In the example in the previous image we see a neural network formed by the input layer (in purple), two hidden layers (those formed by the units in green) and an output layer. In this example we are dealing with a classification problem: the model receives four values as input and produces three values as output, which somehow represent the expected class of the input.

Such a type of neural network is not suitable for use in the field of time series: this is due to the fact that the neural network receives all inputs at a given (initial) time, so it is not able to analyze the properties of a sequence.

A more suitable architecture for time series analysis is that provided by recurrent neural networks, for which the state of the network at a certain point in processing can affect subsequent processing.

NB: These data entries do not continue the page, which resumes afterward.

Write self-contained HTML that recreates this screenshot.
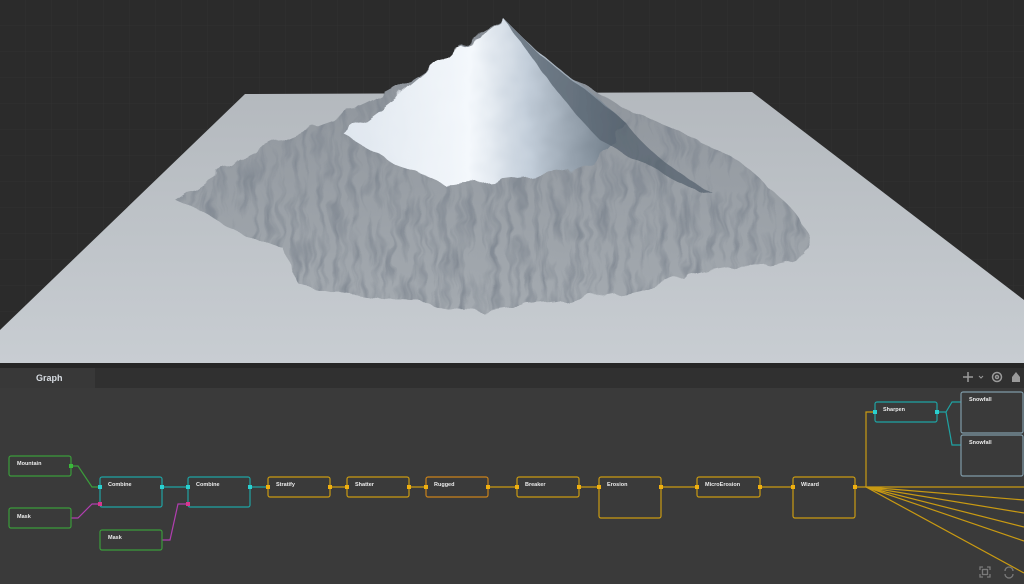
<!DOCTYPE html>
<html><head><meta charset="utf-8"><style>
html,body{margin:0;padding:0;background:#2b2b2b;width:1024px;height:584px;overflow:hidden;font-family:"Liberation Sans",sans-serif}
svg{display:block;position:absolute;left:0;top:0}
</style></head><body>
<svg width="1024" height="584" viewBox="0 0 1024 584">
<defs>
<pattern id="grid" width="26" height="26" patternUnits="userSpaceOnUse"><path d="M26 0V26H0" fill="none" stroke="#313131" stroke-width="1"/></pattern>
<linearGradient id="plane" x1="0" y1="0" x2="0" y2="1"><stop offset="0" stop-color="#b4b9be"/><stop offset="1" stop-color="#c8cdd2"/></linearGradient>
<linearGradient id="rock" x1="0" y1="0" x2="0" y2="1"><stop offset="0" stop-color="#8a9097"/><stop offset="1" stop-color="#a4aab0"/></linearGradient>
<linearGradient id="snow" x1="0" y1="0" x2="1" y2="0"><stop offset="0" stop-color="#dfe6ee"/><stop offset="0.45" stop-color="#f4f8fc"/><stop offset="0.65" stop-color="#c3ceda"/><stop offset="1" stop-color="#66737f"/></linearGradient>
<filter id="tex" x="0" y="0" width="1" height="1"><feTurbulence type="fractalNoise" baseFrequency="0.12 0.025" numOctaves="3" seed="4"/><feColorMatrix values="0 0 0 0 0.22  0 0 0 0 0.25  0 0 0 0 0.29  0 0 0 -2.6 1.5"/><feComposite in2="SourceGraphic" operator="in"/></filter>
<filter id="jag" x="-5%" y="-5%" width="110%" height="110%"><feTurbulence type="fractalNoise" baseFrequency="0.05" numOctaves="2" seed="2"/><feDisplacementMap in="SourceGraphic" scale="14"/></filter>
</defs>
<rect width="1024" height="363" fill="#2b2b2b"/>
<rect width="1024" height="363" fill="url(#grid)"/>
<polygon points="245,94 752,92 1024,300 1024,363 0,363 0,330" fill="url(#plane)"/>
<g filter="url(#jag)">
<path d="M175,200 C230,160 300,130 330,120 C370,105 420,80 460,45 L505,20 L540,55 C570,80 600,95 640,115 C690,140 740,150 770,190 C800,210 815,240 805,255 C790,260 770,270 740,265 C700,270 670,280 640,290 C600,300 560,300 520,305 C480,312 450,315 420,300 C380,300 340,295 300,285 C290,275 290,260 285,250 C250,240 220,220 175,200Z" fill="url(#rock)"/>
<path d="M175,200 C230,160 300,130 330,120 C370,105 420,80 460,45 L505,20 L540,55 C570,80 600,95 640,115 C690,140 740,150 770,190 C800,210 815,240 805,255 C790,260 770,270 740,265 C700,270 670,280 640,290 C600,300 560,300 520,305 C480,312 450,315 420,300 C380,300 340,295 300,285 C290,275 290,260 285,250 C250,240 220,220 175,200Z" fill="#000" filter="url(#tex)" opacity="0.9"/>
<path d="M345,135 C380,110 420,80 450,50 L480,38 L505,20 L520,35 C545,60 575,80 600,100 L625,122 C615,150 595,165 560,172 C520,178 480,183 445,185 C415,172 385,160 345,135Z" fill="url(#snow)"/>
<path d="M505,20 L540,55 C570,80 600,100 625,122 C645,150 680,175 715,195 L690,188 C650,168 620,150 600,140 C570,110 540,70 505,20Z" fill="#56616e" opacity="0.75"/>
</g>
<rect x="0" y="363" width="1024" height="221" fill="#3a3a3a"/>
<rect x="0" y="363" width="1024" height="5" fill="#262626"/>
<rect x="0" y="368" width="1024" height="20" fill="#303030"/>
<rect x="0" y="368" width="95" height="20" fill="#383838"/>
<text x="36" y="381" fill="#d8dde3" font-size="9" font-weight="bold">Graph</text>
<g stroke="#9a9a9a" stroke-width="1.5" fill="none">
<path d="M963,377h10M968,372v10"/><path d="M979,376l2,2 2,-2" stroke-width="1"/>
<circle cx="997" cy="377" r="4.5"/><circle cx="997" cy="377" r="1.5"/>
</g>
<path d="M1012,382v-5l4,-5 4,5v5z" fill="#9a9a9a"/>
<g stroke="#7a7a7a" stroke-width="1.3" fill="none"><path d="M980,570v-3h3M987,567h3v3M990,574v3h-3M983,577h-3v-3"/><rect x="982.5" y="569.5" width="5" height="5"/><path d="M1005,571a4,4 0 0 1 8,0M1013,574a4,4 0 0 1 -8,0"/></g>
<g fill="none" stroke-width="1.2">
<path d="M71,466 H78 L92,487 H100" stroke="#3b9c3b"/>
<path d="M71,518 H78 L92,504 H100" stroke="#b13eb0"/>
<path d="M162,540 H170 L178,504 H188" stroke="#b13eb0"/>
<path d="M162,487 H188" stroke="#1fa3a3"/>
<path d="M250,487 H268" stroke="#1fa3a3"/>
<g stroke="#c99a12"><path d="M330,487H347M409,487H426M488,487H517M579,487H599M661,487H697M760,487H793"/>
<path d="M855,487H866V412H875"/>
<path d="M866,487H1024M866,487L1024,500M866,487L1024,513M866,487L1024,527M866,487L1024,541M866,487L1024,573"/></g>
<path d="M937,412H946L952,402H961M946,412L952,445H961" stroke="#1fa3a3"/>
</g>
<g font-size="5.5" fill="#ececec" font-weight="bold" stroke-width="1.2">
<rect x="9" y="456" width="62" height="20" rx="2" fill="none" stroke="#3b9c3b"/><text x="17" y="465">Mountain</text>
<rect x="9" y="508" width="62" height="20" rx="2" fill="none" stroke="#3b9c3b"/><text x="17" y="518">Mask</text>
<rect x="100" y="530" width="62" height="20" rx="2" fill="none" stroke="#3b9c3b"/><text x="108" y="539">Mask</text>
<rect x="100" y="477" width="62" height="30" rx="2" fill="none" stroke="#1fa3a3"/><text x="108" y="486">Combine</text>
<rect x="188" y="477" width="62" height="30" rx="2" fill="none" stroke="#1fa3a3"/><text x="196" y="486">Combine</text>
<g stroke="#c99a12" fill="none">
<rect x="268" y="477" width="62" height="20" rx="2"/>
<rect x="347" y="477" width="62" height="20" rx="2"/>
<rect x="426" y="477" width="62" height="20" rx="2" stroke="#c9821a"/>
<rect x="517" y="477" width="62" height="20" rx="2"/>
<rect x="599" y="477" width="62" height="41" rx="2"/>
<rect x="697" y="477" width="63" height="20" rx="2"/>
<rect x="793" y="477" width="62" height="41" rx="2"/>
</g>
<text x="276" y="486">Stratify</text><text x="355" y="486">Shatter</text><text x="434" y="486">Rugged</text><text x="525" y="486">Breaker</text><text x="607" y="486">Erosion</text><text x="705" y="486">MicroErosion</text><text x="801" y="486">Wizard</text>
<rect x="875" y="402" width="62" height="20" rx="2" fill="none" stroke="#1fa3a3"/><text x="883" y="411">Sharpen</text>
<rect x="961" y="392" width="62" height="41" rx="2" fill="none" stroke="#7f9aa8"/><text x="969" y="401">Snowfall</text>
<rect x="961" y="435" width="62" height="41" rx="2" fill="none" stroke="#7f9aa8"/><text x="969" y="444">Snowfall</text>
</g>
<g fill="#2ad0d0"><rect x="98" y="485" width="4" height="4"/><rect x="160" y="485" width="4" height="4"/><rect x="186" y="485" width="4" height="4"/><rect x="248" y="485" width="4" height="4"/><rect x="873" y="410" width="4" height="4"/><rect x="935" y="410" width="4" height="4"/></g>
<g fill="#d8368f"><rect x="98" y="502" width="4" height="4"/><rect x="186" y="502" width="4" height="4"/></g>
<g fill="#3ab83a"><rect x="69" y="464" width="4" height="4"/></g>
<g fill="#f0b010"><rect x="266" y="485" width="4" height="4"/><rect x="328" y="485" width="4" height="4"/><rect x="345" y="485" width="4" height="4"/><rect x="407" y="485" width="4" height="4"/><rect x="424" y="485" width="4" height="4"/><rect x="486" y="485" width="4" height="4"/><rect x="515" y="485" width="4" height="4"/><rect x="577" y="485" width="4" height="4"/><rect x="597" y="485" width="4" height="4"/><rect x="659" y="485" width="4" height="4"/><rect x="695" y="485" width="4" height="4"/><rect x="758" y="485" width="4" height="4"/><rect x="791" y="485" width="4" height="4"/><rect x="853" y="485" width="4" height="4"/></g>
</svg>
</body></html>
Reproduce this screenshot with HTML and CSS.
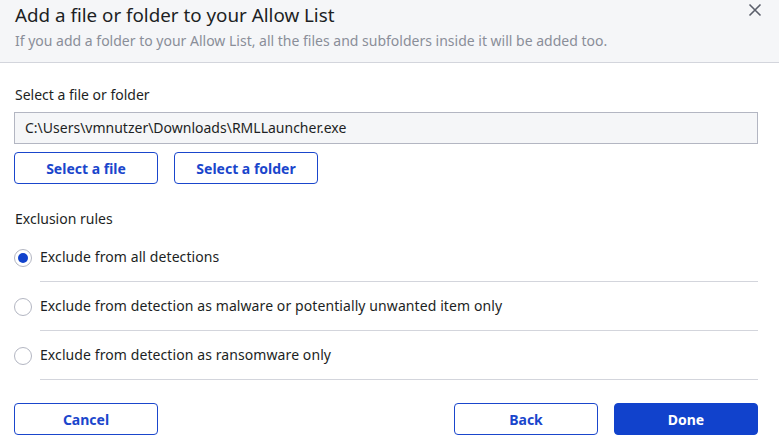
FILE: index.html
```html
<!DOCTYPE html>
<html>
<head>
<meta charset="utf-8">
<link rel="stylesheet" href="styles.css">
</head>
<body>
<div class="dialog">
  <header class="header">
    <div class="header-text">
      <h1 class="title">Add a file or folder to your Allow List</h1>
      <p class="subtitle">If you add a folder to your Allow List, all the files and subfolders inside it will be added too.</p>
    </div>
    <button class="close" aria-label="Close">
      <svg width="14" height="14" viewBox="0 0 14 14"><path d="M1.5 1.5 L12.5 12.5 M12.5 1.5 L1.5 12.5" stroke="#5b5f6b" stroke-width="1.6" fill="none"/></svg>
    </button>
  </header>
  <main class="content">
    <div class="label">Select a file or folder</div>
    <div class="path-field">C:\Users\vmnutzer\Downloads\RMLLauncher.exe</div>
    <div class="pick-row">
      <button class="btn btn-outline">Select a file</button>
      <button class="btn btn-outline">Select a folder</button>
    </div>
    <div class="label rules-label">Exclusion rules</div>
    <ul class="options">
      <li class="option">
        <span class="radio checked"></span>
        <span class="option-text">Exclude from all detections</span>
      </li>
      <li class="option">
        <span class="radio"></span>
        <span class="option-text">Exclude from detection as malware or potentially unwanted item only</span>
      </li>
      <li class="option">
        <span class="radio"></span>
        <span class="option-text">Exclude from detection as ransomware only</span>
      </li>
    </ul>
  </main>
  <footer class="footer">
    <button class="btn btn-outline">Cancel</button>
    <div class="footer-right">
      <button class="btn btn-outline">Back</button>
      <button class="btn btn-primary">Done</button>
    </div>
  </footer>
</div>
</body>
</html>
```

FILE: styles.css
```css
* { box-sizing: border-box; }
html, body { margin: 0; padding: 0; background: #ffffff; }
body {
  width: 779px;
  height: 448px;
  overflow: hidden;
  font-family: "Noto Sans", "Open Sans", sans-serif;
  color: #1d1f24;
}
.dialog { width: 779px; }
.header {
  display: flex;
  align-items: flex-start;
  height: 63px;
  background: #f5f6f8;
  border-bottom: 1px solid #d3d5dc;
  padding: 0 17px 0 15px;
}
.header-text { flex: 1; }
.title {
  margin: 2px 0 0 0;
  font-size: 18.8px;
  font-weight: 400;
  line-height: 26px;
  color: #1d1f24;
}
.subtitle {
  margin: 4px 0 0 0;
  font-size: 14px;
  line-height: 18px;
  color: #8a8e99;
}
.close {
  border: none;
  background: none;
  padding: 0;
  margin: 3px 0 0 0;
  width: 14px;
  height: 14px;
  display: flex;
}
.content { padding: 0 21px 0 14px; }
.label {
  font-size: 14px;
  line-height: 20px;
  margin-top: 22px;
  padding-left: 1px;
  color: #1d1f24;
}
.path-field {
  margin-top: 7px;
  height: 32px;
  background: #f5f6f8;
  border: 1px solid #b3b6c2;
  padding: 0 10px;
  font-size: 14px;
  line-height: 30px;
  color: #1d1f24;
}
.pick-row {
  display: flex;
  gap: 16px;
  margin-top: 8px;
}
.btn {
  width: 144px;
  height: 32px;
  border-radius: 4px;
  font-family: inherit;
  font-size: 14px;
  font-weight: 700;
  padding: 0;
  cursor: pointer;
}
.btn-outline {
  background: #ffffff;
  border: 1px solid #1a46cc;
  color: #1a46cc;
}
.btn-primary {
  background: #1142cc;
  border: 1px solid #1142cc;
  color: #ffffff;
}
.rules-label { margin-top: 25px; }
.options {
  list-style: none;
  margin: 4px 0 0 0;
  padding: 0;
}
.option {
  display: flex;
  align-items: center;
  height: 49px;
}
.radio {
  flex: none;
  width: 18px;
  height: 18px;
  border-radius: 50%;
  border: 1px solid #b3b6c2;
  background: #ffffff;
  margin-right: 8px;
  position: relative;
}
.radio.checked::after {
  content: "";
  position: absolute;
  left: 3px;
  top: 3px;
  width: 10px;
  height: 10px;
  border-radius: 50%;
  background: #1142cc;
}
.option-text {
  flex: 1;
  height: 49px;
  line-height: 48px;
  border-bottom: 1px solid #d3d5dc;
  font-size: 14px;
  letter-spacing: 0.09px;
  color: #1d1f24;
}
.footer {
  display: flex;
  justify-content: space-between;
  padding: 23px 21px 0 14px;
}
.footer-right { display: flex; gap: 16px; }
```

In the figure above we see how, in a recurrent neural network, there is some kind of self-action, self-feedback of the units “on themselves”: this feature allows recurrent neural networks to be adapted to time series analysis.

Recurrent neural networks, however, have some problems related to training difficulty, particularly the vanishing/exploding gradient problem. We do not want to go into the presentation of this problem here, suffice it to say that there are neural network models that make it possible to avoid this drawback: the Long-Short Term Memory network (LSTM) e i Gated Recurrent Unit (GRU).

From a practical point of view, it is very simple to set up a neural network that, given n steps in a time series, predicts the value at the next time. To do this, we need to set up the network’s training data sequence so that the problem can be transformed into supervised learning. Suppose our time series is given by the sequence of data:

Suppose further that we want to train our network to predict the next value from the sequence of the previous three values. We then set up a table where we associate each data item with the sequence of the previous three data items:

We then divide our data into two parts: the test data, X_test and y_test, and the training data, X_train and y_train. We ignore the validation problem for the moment, imagining that we are using fixed hyperparameters (the number of units, the optimizer, the loss function, …). Also, let us imagine that we have already normalized the data (e.g., using a sklearn.preprocessing.MinMaxScaler.
We define an LSTM network using keras:

lstm = Sequential()
lstm.add(
LSTM(
50,
return_sequences=False

)
)
lstm.add(Dense(1))

We then proceed to the compile phase:

lstm.compile(
optimizer=”adam”,
loss=”mean_squared_error”,
metrics=[“accuracy”]
)

Finally, we perform the network fit:

lstm.fit(
X_train,
y_train,
batch_size=1,
epochs=10
)
lstm.summary()

At this point, we can use the network to make predictions about the test data and evaluate performance:

y_hat = lstm.predict(X_test)

A similar network could produce predictions like those in the following image:

It should be remembered that the network predicts only the next value for each step sequence: it is a case of single-step prediction.

A concrete example: we may want to predict the value of a stock given the history of values in the previous three days. This model does not allow us to make long-term predictions, but it can be very useful for short-term trading.

Another example, coming from the industrial world, could be the prediction of an (average) temperature measurement for a subsequent unit of time (say an hour) based on the temperatures of the previous three hours.

Multi-Step Prevision

Predicting multiple time steps is a more complex problem. The neural network must attempt to extrapolate a model that represents the dynamics of some step of the phenomenon, which, in some cases, turns out to be really complicated. Often, such multi-step forecasts have error rates that rather increase as the steps progress: the next-day error is likely to be smaller than the one-day error n+2.

Conclusions

In this article we presented some ideas of how neural networks can be used to study and predict the future behavior of time series.

There is no need to underline that here we have limited ourselves to the essential concepts; the techniques used in real projects are nowadays much more complex and require familiarity with more complex algorithms than those mentioned here.